空洞化する多国間主義とG20の存在意義

Susan Walsh / AP Photo

◆G7の存在意義を問う声
 そして、G20には中国やインドように、今後の世界経済で大きな影響力を持つ国々が参加する一方、G7の存在意義を問う声が多く聞かれるようになった。今後の世界経済に照らすと、世界に占めるG7全体のシェアは低下する一方だ。G20とG7は決して対立軸にあるものではないが、G20が国際社会で影響力を持つようになれば、G7の存在感はさらに薄まる可能性がある。少なくとも、現在、G7の参加国である米国と英仏独などとの間には溝が生じているが、それは中国やロシア、イランなどといった国々に政治的な隙を与えている。

◆非競争的な場所であるべきG20
 最後にG20の存在意義である。今回のサミット後も、G20はそもそも必要なのか、といった報道もみられた。確かに、今回のG20では多国間主義的な首脳宣言も採択されたが、2日間で首脳たちの頭のなかにあったのは、各国の首脳たちと一対一の議論を積み重ね、自分たちに有利な環境を作り出そうという国益第一主義だったといえる。メディアの注目も、米中首脳会談やその後の板門店での米朝会談にほぼ集中した。
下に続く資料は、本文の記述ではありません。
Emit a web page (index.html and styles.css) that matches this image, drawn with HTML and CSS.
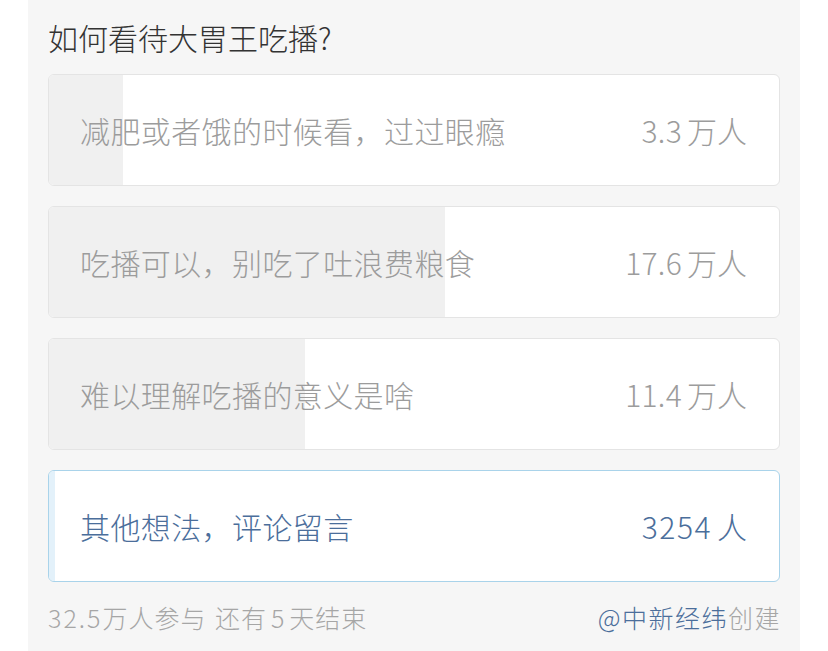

 しかし、それでもG20の存在意義は大きい。近年、「インド・太平洋構想」では、中国を意識した競争的側面と協調的側面が議論されるが、G20を米国側(日本や欧州、オーストラリアなど)と中国側(とりあえずロシアも)の競争的な場にしてはならない。対立する米中が主導する世界において、G20が米中の争いの舞台になった場合、中国がもう参加しないとする措置を取れば、国際社会の緊張はいっそう高まる。G20は米中の指導者が定期的に顔を合わすことのできる貴重な場であり、米中対立によって生じるあらゆるリスクを防止、もしくは低減させる可能性を秘めたフォーラムでもある。